The gulf between past and present which makes it so hard for us to understand how people have lived, this gulf which makes us separated from ourselves, is a major reason we no longer have in the city a concept of “the commons.” We no longer have commons. Today we have private and public spaces. As far as I know, “private” and “public” are concepts which are simply not applicable to a traditional city. The difference between the opposition of private and public is as a sharp line. That line is like we today imagine our body covering, our skin, a line dividing inside and outside. Hair, inhabited hair, belonging at the same time to inside and outside, makes the division more “fuzzy,” makes our life and animal life more alike; and when there is a commons, our life and the lives of others are experienced in common; life in the city, a gathering around a commons. …
A precise line does not separate me from the rest of the world. Transitions are much more imprecise. In the past, people carried an aura which surrounded them, an aura that had to be washed away, deodorized, to accommodate people in the kind of cities we live in today. … Only sometime after washing became possible, lice and flea killing became effective, and therefore we became even more possessive individuals. Fur became then a symbol for luxury, but not any more for the duplicity of inside and outside which the fur implies.

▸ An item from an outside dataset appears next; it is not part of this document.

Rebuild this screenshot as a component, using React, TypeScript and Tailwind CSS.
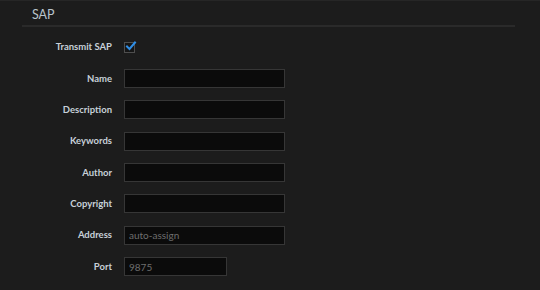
const fields = [
  { label: 'Name', value: '', wide: true },
  { label: 'Description', value: '', wide: true },
  { label: 'Keywords', value: '', wide: true },
  { label: 'Author', value: '', wide: true },
  { label: 'Copyright', value: '', wide: true },
  { label: 'Address', value: 'auto-assign', wide: true },
  { label: 'Port', value: '9875', wide: false },
];

export default function App() {
  return (
    <div
      className="w-[540px] h-[290px] overflow-hidden bg-[#1c1c1c] border-t border-[#262626]"
      style={{ fontFamily: 'Lato, "DejaVu Sans", sans-serif' }}
    >
      <div className="ml-[22px] w-[493px] border-b-2 border-[#2a2a2a] h-[26px] pl-[10px] pt-[7px]">
        <h2 className="text-[12.5px] leading-[14px] text-[#b9c4cc]">SAP</h2>
      </div>

      <div className="mt-[13px]">
        {/* Transmit SAP */}
        <div className="flex items-center h-[14px]">
          <div className="w-[112px] text-right text-[9.5px] font-bold text-[#c7d0d8]">Transmit SAP</div>
          <div className="ml-[12px] relative w-[11px] h-[11px] border border-[#4e4e4e] bg-[#161616]">
            <svg
              className="absolute -top-[2px] left-[0px]"
              width="12"
              height="11"
              viewBox="0 0 12 11"
              fill="none"
            >
              <path d="M2 5.5 L4.5 8 L10 1.5" stroke="#2f8ee6" strokeWidth="2" strokeLinecap="square" />
            </svg>
          </div>
        </div>

        <div className="mt-[9px]">
          {fields.map((f) => (
            <div key={f.label} className="flex items-center h-[31.33px]">
              <div className="w-[112px] text-right text-[9.5px] font-bold text-[#c7d0d8]">{f.label}</div>
              <input
                readOnly
                placeholder={f.value}
                className={`ml-[12px] h-[19px] ${f.wide ? 'w-[161px]' : 'w-[103px]'} bg-[#0b0b0b] border border-[#363636] px-[4px] text-[10px] text-[#d0d0d0] placeholder-[#6e6e6e] outline-none`}
              />
            </div>
          ))}
        </div>
      </div>
    </div>
  );
}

In the fourteenth century, it became so important for a person who had an important aura to carry a fur that trained - for kings and nobles. This royal coat became so large - 140 to 200 square feet, weighing about fifty pounds - that one needed assistants to move around. The royal person wanted to shine in the aura which covered him all around. It is a projection of an animal inside - both an expression of the animal as well as an expression of shame of my fur as it is and therefore have to cover it with clothes. …
I thought as a contribution to this discussion about growth and undergrowth I want to point out that the undergrowth of cities is a place where people are aware that the surface of the city, just like the surface of their bodies, is constantly shared for many purposes. A commons is not a public space. A commons is a space which is established by custom. It cannot be regulated by law. The law would never be able to give sufficient details to regulate a commons. A typical tree on the commons of a village has by custom very different uses for different people. The widows may take the dry branches for burning. The children may collect the twigs, and the pastor gets the flowers when it flowers, and the nuts from it are assigned to the village poor, and the shadow may be for the shepherds who come through, except on Sundays, when the Council is held in the shadow of the tree.
The concept of the commons is not that of a resource; a commons comes from a totally different way of being in the world where it is not production which counts, but bodily, physical use according to rules that are established by custom, which never recognizes equality of all subjects because different people follow different customs. Their differences can be recognized in the way they share the commons. …
Once we really have the experience of uninhabited skin, it is enormously difficult for people to understand that commons in the city are typical, are characteristic of the perception of space in past time, and not the distinction between private and public space.
1 comment:
Thanks so much for posting this essay. I found it via David Bollier's site and through my work and study of commons.